If you've done much moving light programming, then thinking of it as a motor-speed parameter might help.
 
On dimming retrofits, recall that the control range is not the same as the voltage.

Incandescents usually take 15% of their voltage to preheat. So even on a 120V system minimum dimmer output will be far higher than the typical 5V LED or driver requirement. Worst case we lose a bit of the bottom range of a dimmer, but could still dim smoothly from 0-100% brightness. The theory is sound, the engineering and marketing is still developing.
 
On dimming retrofits, recall that the control range is not the same as the voltage.

Incandescents usually take 15% of their voltage to preheat. So even on a 120V system minimum dimmer output will be far higher than the typical 5V LED or driver requirement. Worst case we lose a bit of the bottom range of a dimmer, but could still dim smoothly from 0-100% brightness. The theory is sound, the engineering and marketing is still developing.

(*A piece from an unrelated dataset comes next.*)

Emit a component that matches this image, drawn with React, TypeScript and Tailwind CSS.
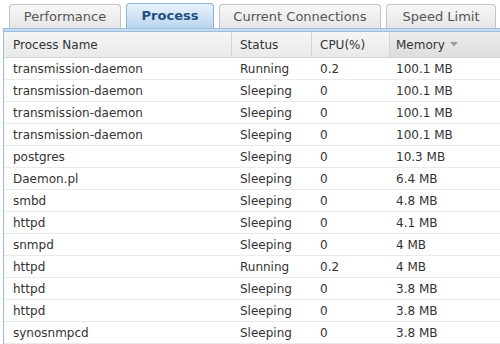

It may be that the technology for better mains dimming LEDs is developing, but tempus fugit. There is no good reason to plan on it in new build, and existing installs will be fewer and fewer as they are renovated properly of demolished. Hard to develop that market. Even the RLED seems to have a short marketing life, as its cost is not much less than replacing the fixture, which I believe is a better investment for longer life and higher efficiency. Kind of reminds me of the device with a bunch of solenoids that sat on a Selectric keyboard and was driven by the computer - an early high quality computer printer - sort of.